In a community meeting about the project in the summer of 2024, Workbench co-founder Cannon said local politics wouldn’t have any bearing on the project’s viability thanks to state laws that protect legal housing developments from city council or planning commission discretion. Despite proposing to stand twice as tall as any other building in Santa Cruz County, planning staff determined that Clocktower Center fit within a legal frame, thanks in large part to the state’s density bonus law, which allows housing developments with certain percentages of subsidized housing to double the amount of housing units it includes in a project.
Despite the paved political path, the Clocktower Center’s momentum slowed as it met that fiscally conservative coterie known as the investment market. During an on-stage interview with Lookout last year, Workbench partner Sibley Simon said the project was too one-of-a-kind, and represented too much risk for investors.

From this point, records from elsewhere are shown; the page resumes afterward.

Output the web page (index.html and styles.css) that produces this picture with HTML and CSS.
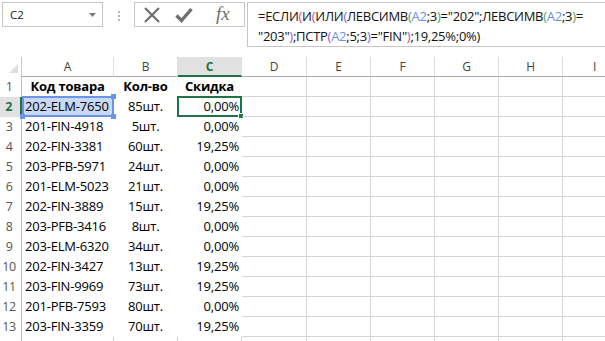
FILE: index.html
```html
<!DOCTYPE html>
<html lang="ru">

<head>
    <meta charset="UTF-8">
    <title>Скидка</title>
    <link rel="stylesheet" href="styles.css">
</head>

<body>

    <div class="toolbar">
        <div class="namebox">
            <span>C2</span>
            <svg class="dropdown" width="7" height="4" viewBox="0 0 7 4"><polygon points="0,0 7,0 3.5,4" fill="#7a7a7a"/></svg>
        </div>
        <div class="grip"><i></i><i></i><i></i></div>
        <div class="buttons">
            <svg width="18" height="18" viewBox="0 0 18 18"><path d="M2 2 L16 16 M16 2 L2 16" stroke="#6f6f6f" stroke-width="2.2" fill="none"/></svg>
            <svg class="ok" width="18" height="18" viewBox="0 0 18 18"><path d="M1.5 9.5 L6.5 14.5 L16.5 3" stroke="#6f6f6f" stroke-width="3.4" fill="none"/></svg>
            <span class="fx">fx</span>
        </div>
        <div class="formula">
            =ЕСЛИ<span class="p1">(</span>И<span class="p1">(</span>ИЛИ<span class="p2">(</span>ЛЕВСИМВ<span class="p3">(</span><span class="ref">A2</span>;3<span class="p3">)</span>="202";ЛЕВСИМВ<span class="p3">(</span><span class="ref">A2</span>;3<span class="p3">)</span>=<br>"203"<span class="p2">)</span>;ПСТР<span class="p2">(</span><span class="ref">A2</span>;5;3<span class="p2">)</span>="FIN"<span class="p1">)</span>;19,25%;0%)
        </div>
    </div>

    <div class="sheet">
        <div class="row head">
            <div class="rh corner"><svg width="9" height="9" viewBox="0 0 9 9"><polygon points="9,0 9,9 0,9" fill="#dfdfdf"/></svg></div>
            <div class="ch ca">A</div>
            <div class="ch cb">B</div>
            <div class="ch cc active">C</div>
            <div class="ch cd">D</div>
            <div class="ch">E</div>
            <div class="ch">F</div>
            <div class="ch">G</div>
            <div class="ch">H</div>
            <div class="ch">I</div>
        </div>

        <div class="row">
            <div class="rh">1</div>
            <div class="cell ca w bold center">Код товара</div>
            <div class="cell cb w bold center">Кол-во</div>
            <div class="cell cc w bold center">Скидка</div>
            <div class="cell cd"></div><div class="cell"></div><div class="cell"></div><div class="cell"></div><div class="cell"></div><div class="cell"></div>
        </div>
        <div class="row">
            <div class="rh active">2</div>
            <div class="cell ca w ref-cell">202-ELM-7650<span class="ref-box"><b class="h1"></b><b class="h2"></b><b class="h3"></b></span></div>
            <div class="cell cb w center">85шт.</div>
            <div class="cell cc w right current">0,00%<span class="cur-box"><b></b></span></div>
            <div class="cell cd"></div><div class="cell"></div><div class="cell"></div><div class="cell"></div><div class="cell"></div><div class="cell"></div>
        </div>
        <div class="row">
            <div class="rh">3</div>
            <div class="cell ca w">201-FIN-4918</div>
            <div class="cell cb w center">5шт.</div>
            <div class="cell cc w right">0,00%</div>
            <div class="cell cd"></div><div class="cell"></div><div class="cell"></div><div class="cell"></div><div class="cell"></div><div class="cell"></div>
        </div>
        <div class="row">
            <div class="rh">4</div>
            <div class="cell ca w">202-FIN-3381</div>
            <div class="cell cb w center">60шт.</div>
            <div class="cell cc w right">19,25%</div>
            <div class="cell cd"></div><div class="cell"></div><div class="cell"></div><div class="cell"></div><div class="cell"></div><div class="cell"></div>
        </div>
        <div class="row">
            <div class="rh">5</div>
            <div class="cell ca w">203-PFB-5971</div>
            <div class="cell cb w center">24шт.</div>
            <div class="cell cc w right">0,00%</div>
            <div class="cell cd"></div><div class="cell"></div><div class="cell"></div><div class="cell"></div><div class="cell"></div><div class="cell"></div>
        </div>
        <div class="row">
            <div class="rh">6</div>
            <div class="cell ca w">201-ELM-5023</div>
            <div class="cell cb w center">21шт.</div>
            <div class="cell cc w right">0,00%</div>
            <div class="cell cd"></div><div class="cell"></div><div class="cell"></div><div class="cell"></div><div class="cell"></div><div class="cell"></div>
        </div>
        <div class="row">
            <div class="rh">7</div>
            <div class="cell ca w">202-FIN-3889</div>
            <div class="cell cb w center">15шт.</div>
            <div class="cell cc w right">19,25%</div>
            <div class="cell cd"></div><div class="cell"></div><div class="cell"></div><div class="cell"></div><div class="cell"></div><div class="cell"></div>
        </div>
        <div class="row">
            <div class="rh">8</div>
            <div class="cell ca w">203-PFB-3416</div>
            <div class="cell cb w center">8шт.</div>
            <div class="cell cc w right">0,00%</div>
            <div class="cell cd"></div><div class="cell"></div><div class="cell"></div><div class="cell"></div><div class="cell"></div><div class="cell"></div>
        </div>
        <div class="row">
            <div class="rh">9</div>
            <div class="cell ca w">203-ELM-6320</div>
            <div class="cell cb w center">34шт.</div>
            <div class="cell cc w right">0,00%</div>
            <div class="cell cd"></div><div class="cell"></div><div class="cell"></div><div class="cell"></div><div class="cell"></div><div class="cell"></div>
        </div>
        <div class="row">
            <div class="rh">10</div>
            <div class="cell ca w">202-FIN-3427</div>
            <div class="cell cb w center">13шт.</div>
            <div class="cell cc w right">19,25%</div>
            <div class="cell cd"></div><div class="cell"></div><div class="cell"></div><div class="cell"></div><div class="cell"></div><div class="cell"></div>
        </div>
        <div class="row">
            <div class="rh">11</div>
            <div class="cell ca w">203-FIN-9969</div>
            <div class="cell cb w center">73шт.</div>
            <div class="cell cc w right">19,25%</div>
            <div class="cell cd"></div><div class="cell"></div><div class="cell"></div><div class="cell"></div><div class="cell"></div><div class="cell"></div>
        </div>
        <div class="row">
            <div class="rh">12</div>
            <div class="cell ca w">201-PFB-7593</div>
            <div class="cell cb w center">80шт.</div>
            <div class="cell cc w right">0,00%</div>
            <div class="cell cd"></div><div class="cell"></div><div class="cell"></div><div class="cell"></div><div class="cell"></div><div class="cell"></div>
        </div>
        <div class="row">
            <div class="rh">13</div>
            <div class="cell ca w">203-FIN-3359</div>
            <div class="cell cb w center">70шт.</div>
            <div class="cell cc w right">19,25%</div>
            <div class="cell cd"></div><div class="cell"></div><div class="cell"></div><div class="cell"></div><div class="cell"></div><div class="cell"></div>
        </div>
        <div class="row">
            <div class="rh"></div>
            <div class="cell ca"></div>
            <div class="cell cb"></div>
            <div class="cell cc"></div>
            <div class="cell cd"></div><div class="cell"></div><div class="cell"></div><div class="cell"></div><div class="cell"></div><div class="cell"></div>
        </div>
    </div>

</body>

</html>
```

FILE: styles.css
```css
* {
    margin: 0px;
    box-sizing: border-box;
}

body {
    font-family: 'Open Sans', sans-serif;
    background-color: white;
    color: #000;
    width: 605px;
    height: 341px;
    overflow: hidden;
}

/* top bar: name box, buttons, formula */

.toolbar {
    display: flex;
    align-items: flex-start;
    padding: 2px 0 0 2px;
    height: 57px;
}

.toolbar > * {
    flex: none;
}

.namebox {
    width: 101px;
    height: 25px;
    border: 1px solid #c6c6c6;
    display: flex;
    align-items: center;
    justify-content: space-between;
    padding: 0 6px 0 7px;
    font-size: 11.5px;
    color: #222;
}

.grip {
    display: flex;
    flex-direction: column;
    gap: 2px;
    margin: 9px 14px 0 15px;
}

.grip i {
    display: block;
    width: 2px;
    height: 2px;
    background: #b5b5b5;
}

.buttons {
    width: 111px;
    height: 25px;
    border: 1px solid #c6c6c6;
    display: flex;
    align-items: center;
    padding: 0 0 0 8px;
}

.buttons .ok {
    margin-left: 14px;
}

.fx {
    margin-left: 23px;
    font-family: 'Liberation Serif', serif;
    font-style: italic;
    font-size: 19px;
    color: #6f6f6f;
    line-height: 1;
    margin-top: -2px;
}

.formula {
    margin-left: 2px;
    width: 380px;
    height: 45px;
    border: 1px solid #c6c6c6;
    padding: 3px 0 0 10px;
    font-size: 13px;
    line-height: 20px;
    letter-spacing: -0.27px;
    color: #111;
    white-space: nowrap;
}

.p1 {
    color: #e8417e;
}

.p2 {
    color: #9b59c9;
}

.p3 {
    color: #4fa34f;
}

.ref {
    color: #6b8fe0;
}

/* sheet */

.row {
    display: flex;
    height: 20px;
    font-size: 13px;
    letter-spacing: -0.2px;
    line-height: 19px;
}

.rh {
    width: 22px;
    flex: none;
    border-right: 1px solid #bcbcbc;
    text-align: center;
    padding-right: 3px;
    color: #555;
    font-size: 12.5px;
    letter-spacing: -0.5px;
}

.rh.active {
    background: #e1e1e1;
    color: #217346;
    font-weight: bold;
    border-right: 2px solid #217346;
}

.corner {
    display: flex;
    align-items: flex-end;
    justify-content: flex-end;
    padding: 0 3px 4px 0;
    border-right: 1px solid #c8c8c8;
}

.head .ch {
    width: 64px;
    flex: none;
    text-align: center;
    color: #444;
    font-size: 12px;
    border-right: 1px solid #e0e0e0;
    border-bottom: 1px solid #a8a8a8;
}

.head .ch.active {
    background: #e1e1e1;
    color: #217346;
    font-weight: bold;
    border-bottom: 2px solid #217346;
}

.cell {
    width: 64px;
    flex: none;
    border-right: 1px solid #d4d4d4;
    border-bottom: 1px solid #d4d4d4;
    padding: 0 3px;
    white-space: nowrap;
    position: relative;
}

.ca {
    width: 92px !important;
}

.cd {
    width: 65px !important;
}

.w {
    border-color: transparent;
}

.bold {
    font-weight: bold;
}

.center {
    text-align: center;
}

.right {
    text-align: right;
    padding-right: 2px;
}

/* selection boxes */

.ref-cell {
    background: #c9d9f3;
}

.ref-box {
    position: absolute;
    left: 0;
    top: -1px;
    right: -1px;
    bottom: -1px;
    border: 2px solid #6b93e6;
}

.ref-box b {
    position: absolute;
    width: 5px;
    height: 5px;
    background: #6b93e6;
}

.ref-box .h1 {
    right: -4px;
    top: -4px;
}

.ref-box .h2 {
    right: -4px;
    bottom: -4px;
}

.ref-box .h3 {
    left: -4px;
    bottom: -4px;
}

.cur-box {
    position: absolute;
    left: -1px;
    top: -1px;
    right: -1px;
    bottom: -1px;
    border: 2px solid #217346;
}

.cur-box b {
    position: absolute;
    right: -4px;
    bottom: -4px;
    width: 6px;
    height: 6px;
    background: #217346;
    border: 1px solid white;
}
```
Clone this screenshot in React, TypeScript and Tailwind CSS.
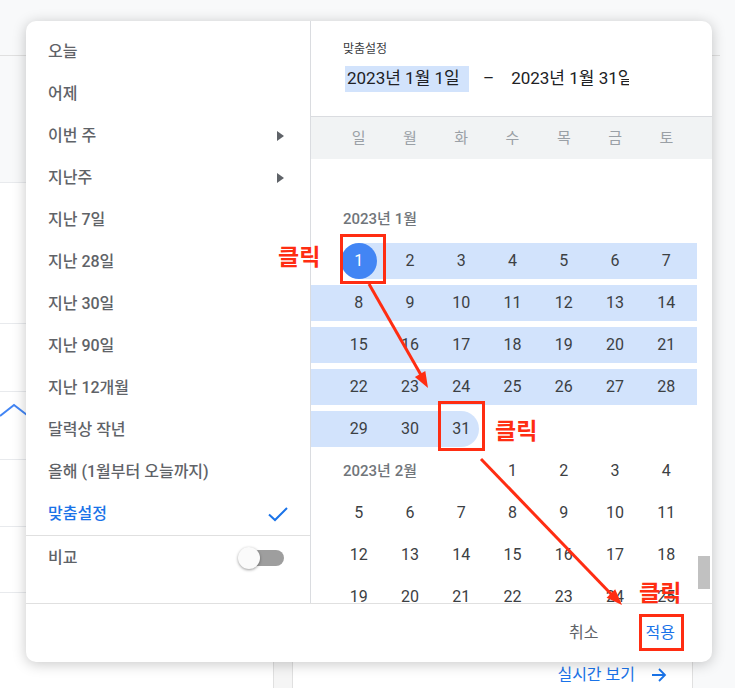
import React from "react"

const menu = [
  "오늘",
  "어제",
  "이번 주",
  "지난주",
  "지난 7일",
  "지난 28일",
  "지난 30일",
  "지난 90일",
  "지난 12개월",
  "달력상 작년",
  "올해 (1월부터 오늘까지)",
]

const weekdays = ["일", "월", "화", "수", "목", "금", "토"]

function Caret() {
  return (
    <svg width="7" height="10" viewBox="0 0 7 10">
      <path d="M0 0 L7 5 L0 10 Z" fill="#5f6368" />
    </svg>
  )
}

function Day({ n, band = false }: { n?: number; band?: boolean }) {
  return (
    <div className={`flex items-center justify-center text-[16px] text-[#3c4043] ${band ? "bg-[#d2e3fc]" : ""}`}>
      {n}
    </div>
  )
}

function Week({ days, band = false }: { days: number[]; band?: boolean }) {
  return (
    <div className="h-[42px] py-[3px]">
      <div
        className={`grid h-[36px] grid-cols-[22px_repeat(7,minmax(0,1fr))_5px] ${band ? "bg-[#d2e3fc]" : ""}`}
      >
        <div />
        {days.map((d) => (
          <Day key={d} n={d} />
        ))}
        <div />
      </div>
    </div>
  )
}

function Annotations() {
  return (
    <>
      <svg className="pointer-events-none absolute left-0 top-0" width="735" height="688">
        <line x1="369" y1="284" x2="421" y2="375" stroke="#ff2d12" strokeWidth="3" />
        <polygon points="428,388 414.9,377.1 425.3,371.1" fill="#ff2d12" />
        <line x1="481" y1="459" x2="612" y2="595" stroke="#ff2d12" strokeWidth="3" />
        <polygon points="622,605 606.6,597.7 615.2,589.3" fill="#ff2d12" />
      </svg>
      <div className="absolute left-[340px] top-[234px] h-[50px] w-[46px] border-[3px] border-[#ff2d12]" />
      <div className="absolute left-[438px] top-[401px] h-[50px] w-[47px] border-[3px] border-[#ff2d12]" />
      <div className="absolute left-[639px] top-[614px] h-[37px] w-[45px] border-[3px] border-[#ff2d12]" />
      <span className="absolute left-[278px] top-[246px] text-[23px] font-bold leading-none text-[#ff2d12]">클릭</span>
      <span className="absolute left-[495px] top-[420px] text-[23px] font-bold leading-none text-[#ff2d12]">클릭</span>
      <span className="absolute left-[639px] top-[582px] text-[23px] font-bold leading-none text-[#ff2d12]">클릭</span>
    </>
  )
}

export default function App() {
  return (
    <div className="relative h-[688px] w-[735px] overflow-hidden bg-[#f8f9fa] font-[Roboto,'Noto_Sans_CJK_KR',sans-serif]">
      {/* page behind the dialog */}
      <div className="flex h-full flex-col">
        <div className="h-[56px] w-[720px] border-b border-[#e0e0e0]" />
        <div className="flex flex-1">
          <div className="flex w-[273px] flex-col bg-white">
            <div className="h-[127px] border-b border-[#e8eaed] bg-[#f8f9fa]" />
            <div className="h-[141px] border-b border-[#e8eaed]" />
            <div className="h-[68px] border-b border-[#e8eaed]" />
            <div className="h-[68px] border-b border-[#e8eaed]">
              <svg width="30" height="30" className="mt-[10px]">
                <polyline points="0,14 14,3 27,13" fill="none" stroke="#4285f4" strokeWidth="2" />
              </svg>
            </div>
            <div className="h-[67px] border-b border-[#e8eaed]" />
            <div className="h-[66px] border-b border-[#e8eaed]" />
          </div>
          <div className="w-[20px] border-x border-[#e0e0e0] bg-[#f5f5f5]" />
          <div className="flex w-[400px] flex-col justify-end border-r border-[#e0e0e0] bg-white">
            <div className="flex items-center justify-end gap-[16px] pb-[1px] pr-[25px] text-[16px] text-[#1a73e8]">
              실시간 보기
              <svg width="16" height="16" viewBox="0 0 16 16">
                <path d="M1 8 H14 M8 2 L14 8 L8 14" fill="none" stroke="#1a73e8" strokeWidth="1.8" />
              </svg>
            </div>
          </div>
        </div>
      </div>

      {/* dialog */}
      <div className="absolute left-[26px] top-[21px] flex h-[641px] w-[686px] flex-col overflow-hidden rounded-[10px] bg-white shadow-[0_2px_14px_rgba(0,0,0,0.22)]">
        <div className="flex h-[582px]">
          {/* presets */}
          <div className="flex w-[285px] flex-col border-r border-[#dadce0]">
            <div className="pt-[10px]">
              {menu.map((m, i) => (
                <div key={m} className="flex h-[42px] items-center justify-between pl-[22px] pr-[26px] text-[16px] font-medium text-[#5f6368]">
                  <span>{m}</span>
                  {i === 2 || i === 3 ? <Caret /> : null}
                </div>
              ))}
              <div className="flex h-[42px] items-center justify-between pl-[22px] pr-[22px] text-[16px] font-medium text-[#1a73e8]">
                <span>맞춤설정</span>
                <svg width="20" height="16" viewBox="0 0 20 16">
                  <path d="M1 8.5 L7 14 L19 2" fill="none" stroke="#1a73e8" strokeWidth="2" />
                </svg>
              </div>
            </div>
            <div className="flex h-[44px] items-center justify-between border-t border-[#e0e0e0] pl-[22px] pr-[26px] text-[16px] font-medium text-[#5f6368]">
              <span>비교</span>
              <div className="flex w-[46px] items-center">
                <div className="z-10 h-[22px] w-[22px] rounded-full bg-[#fafafa] shadow-[0_1px_3px_rgba(0,0,0,0.4)]" />
                <div className="-ml-[12px] h-[16px] w-[36px] rounded-full bg-[#9e9e9e]" />
              </div>
            </div>
          </div>

          {/* calendar */}
          <div className="flex w-[401px] flex-col">
            <div className="h-[95px] pl-[32px] pt-[20px]">
              <div className="text-[12px] leading-[16px] text-[#3c4043]">맞춤설정</div>
              <div className="mt-[9px] flex h-[26px] items-center text-[17px] text-[#202124]">
                <div className="ml-[2px] flex h-[26px] w-[124px] items-center whitespace-nowrap bg-[#d2e3fc] pl-[2px]">2023년 1월 1일</div>
                <span className="ml-[14px]">–</span>
                <div className="ml-[17px] w-[118px] overflow-hidden whitespace-nowrap">2023년 1월 31일</div>
              </div>
            </div>
            <div className="h-[43px] border-t border-[#dadce0] bg-[#f1f3f4]">
              <div className="grid h-full w-[386px] grid-cols-[22px_repeat(7,minmax(0,1fr))_5px]">
                <div />
                {weekdays.map((w) => (
                  <div key={w} className="flex items-center justify-center text-[15px] text-[#9aa0a6]">
                    {w}
                  </div>
                ))}
                <div />
              </div>
            </div>
            <div className="flex min-h-0 flex-1 overflow-hidden">
              <div className="w-[386px] pt-[46px]">
                <div className="flex h-[28px] items-center pl-[32px] text-[15px] font-medium text-[#70757a]">2023년 1월</div>
                <div className="mt-[7px]">
                  <div className="h-[42px] py-[3px]">
                    <div className="grid h-[36px] grid-cols-[22px_repeat(7,minmax(0,1fr))_5px]">
                      <div />
                      <div className="flex items-center justify-center bg-[linear-gradient(to_right,transparent_50%,#d2e3fc_50%)]">
                        <span className="flex h-[36px] w-[36px] items-center justify-center rounded-full bg-[#4285f4] text-[16px] text-white">1</span>
                      </div>
                      {[2, 3, 4, 5, 6, 7].map((d) => (
                        <Day key={d} n={d} band />
                      ))}
                      <div className="bg-[#d2e3fc]" />
                    </div>
                  </div>
                  <Week days={[8, 9, 10, 11, 12, 13, 14]} band />
                  <Week days={[15, 16, 17, 18, 19, 20, 21]} band />
                  <Week days={[22, 23, 24, 25, 26, 27, 28]} band />
                  <div className="h-[42px] py-[3px]">
                    <div className="grid h-[36px] grid-cols-[22px_repeat(7,minmax(0,1fr))_5px]">
                      <div className="bg-[#d2e3fc]" />
                      <Day n={29} band />
                      <Day n={30} band />
                      <div className="flex items-center justify-center bg-[linear-gradient(to_right,#d2e3fc_50%,transparent_50%)]">
                        <span className="flex h-[36px] w-[36px] items-center justify-center rounded-full bg-[#d2e3fc] text-[16px] text-[#3c4043]">31</span>
                      </div>
                    </div>
                  </div>
                  <div className="h-[42px] py-[3px]">
                    <div className="grid h-[36px] grid-cols-[22px_repeat(7,minmax(0,1fr))_5px]">
                      <div className="col-span-4 flex items-center pl-[32px] text-[15px] font-medium text-[#70757a]">2023년 2월</div>
                      {[1, 2, 3, 4].map((d) => (
                        <Day key={d} n={d} />
                      ))}
                    </div>
                  </div>
                  <Week days={[5, 6, 7, 8, 9, 10, 11]} />
                  <Week days={[12, 13, 14, 15, 16, 17, 18]} />
                  <Week days={[19, 20, 21, 22, 23, 24, 25]} />
                </div>
              </div>
              <div className="w-[15px]">
                <div className="ml-[1px] mt-[397px] h-[33px] w-[12px] bg-[#c1c1c1]" />
              </div>
            </div>
          </div>
        </div>

        <div className="flex h-[59px] items-center justify-end gap-[47px] border-t border-[#e0e0e0] pr-[37px] text-[16px]">
          <button className="text-[#5f6368]">취소</button>
          <button className="text-[#1a73e8]">적용</button>
        </div>
      </div>

      <Annotations />
    </div>
  )
}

Workbench eventually resized the project to eight stories and 178 units, but it still didn’t win over many of its opponents.
As the city council prepared to deliberate on Tuesday night, Keith McHenry, a local activist and leader of Food Not Bombs — the project that feeds homeless people under the town clock on weekends — was preparing to protest outside.
“Save Santa Cruz from these developers,” McHenry said, testing his megaphone as he paced the courtyard, alone.
McHenry then took a seat behind an unfolded table, covered with pastries and piles of printed-out articles he’s authored, on everything from downtown Santa Cruz development to lithium-ion batteries and the world order. He said Tuesday night’s rally wasn’t about changing the city council’s mind on the Clocktower Center.
“I’m just trying to get the word out to regular people about the dystopian digital matrix behind all these buildings,” McHenry said. Then he pointed to the city council chambers. “We don’t care about that. I’ve been speaking to the city council since 1988. You can vote for what you want, but your vote never counts. It doesn’t count anymore.”